5 ways to kill your book club
Tuesday, May 8, 2012 at 12:01PM 
Move over Boden spring mac, the middle class woman’s essential ‘must have’ is membership of a book club. Book clubs make us feel all is right with the world. They’re a chance to see friends, talk about something else other than kids, schools and work, and - crucially - to feel a bit superior to the TOWIE watching masses.
But book clubs are fragile entities. It’s easy to kill them. Here are 5 dangers to avoid if you want to keep yours going strong.
- The over opinionated friend. Yes, of course, the point of the book club is to talk about the book - to share ideas, pick apart the prose, discuss the feelings the words evoked. None of this is possible if one member insists on shrieking ‘It’s an allegory!!!’ ‘It’s a bloody allegory, why are we still talking about this?” Because no one will want to ask the over zealous member to leave, the book club will either have to start meeting in secret (awkward) or just give up altogether (sad, but preferable to hideous discussion with the book club bore.)
- Over ambitious theming. If your book club is going strong, you may be tempted to stretch it a little further. Wouldn’t it be fun, someone will say, to make some food that goes with the book? We ate pie with the Life of Pi, hot dogs with The Curious Incident of the Dog in the Night Time, but it was a good few months before anyone felt brave enough to follow the authentic Ukranian national dishes, (and music) that accompanied A Short History of Tractors in Ukranian. Keep any food simple. Crisps and olives will do. Just don’t forget the wine. But....
- Too much Sauvignon Blanc. It’s so nice to be out on a weekday, and one more glass won’t hurt, but it’s very easy to get carried away. Soon the book discussion is dispatched within ten minutes, and the rest of the evening is spent dissecting husbands and exes and polishing off another bottle or two. Terrible mid week hangovers utterly wipe out the warm glow one expects from a book club, and people will stop coming.
- Laziness. Can’t we just watch the film? What about the BBC adaptation on DVD? The book club that drifts away from books towards discussions of Sean Bean is destined for failure.
- Middlemarch. The death knell for a book club. Someone will confess ‘I’ve never read Dickens’ and it’s only a short hop from there until ‘we should try the classics’ rears its fearful head. Attempt anything pre-1900 and over 450 pages and your book club will shrivel up and die.

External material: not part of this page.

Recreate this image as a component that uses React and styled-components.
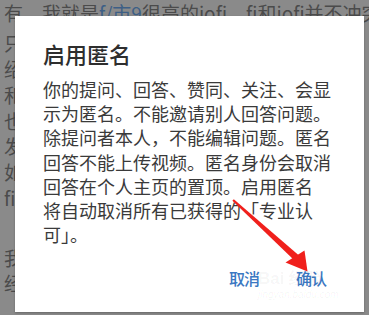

P.S It is seven months since our book club started Middlemarch, and we have no plans to meet soon.




Reader Comments (7)
So, actually what you are saying is, 'By all means read something that you can't talk about and that is short, because otherwise things get too interesting and too long for my measly concentration span.' Or do you desperately wish to read 'Mrs Dalloway', 'The Picture of Dorian Gray' or 'A Portrait of the Artist as a Young Man'? They are short enough, Joyce has also written some short stories. Woolf too. Ah, but I forgot, that modernism is a little too difficult, even if it is short, no doubt. I doubt whether your 'over-opinionated friend' would actually get to the point where an allegory coms into question at all (although Saramago could get you somewhere, but not that I have a hope in hell). I'll bet it's no. 'Middle class' has come a long way, as it seems.
You could of course simply recruit only intelligent people who can actually read, analyze and discuss without recourse to wine, food or films. Like my brilliant book group! Our discussions are fast and sometimes furious - always interesting.
I have to disagree with everything you have to say about book clubs. We formed a new book club at the beginning of this year and our first book was Middlemarch. We all enjoyed it and talked about it for over three hours. We have since read several books, baked foods to fit in with the themes and decided that we want to include classics several times a year. In fact our present book is Dombey & Son by Charles Dickens and we have thoroughly enjoyed it despite it being pre 1900.
I guess we have done everything wrong in your eyes but we are happy to be the book club that breaks all your rules.
You're a terrible human being, Sharon T!
(Six years, 72 classics, no signs of stopping.)
This article is meant for middle class women who join book clubs so they can feel superior. All points seem correct, when viewed in context.
Essentially, I think that I and my three classics-reading colleagues here feel far more superior to the writer of this article and anyone who were not to read anything pre-1900 than the average middle-class woman who feels superior to whoever her inferiors might be, because she happens to have a book in her hand which she can't comprehend because she hasn't read the things that it is based on. What does that make us? Aristocracy?
I have a nice book club that adheres to these rules, generally speaking, though I am still envious of the posters here whose book clubs are more intellectual!
I'm an American in Washington DC -- for those who are interested in swapping book club book suggestions intercontinentally, three very American books I'd recommend to any book club are: Curtis Sittenfeld's American Wife, Charles Portis's True Grit (even if you've seen the movie -- the voice of the protagonist is amazing!), and Jennifer Egan's A Visit from the Goon Squad. (Though I'm not sure all my fellow book club members would agree on those 3!).
What 20th and 21st c UK books would you recommend to us?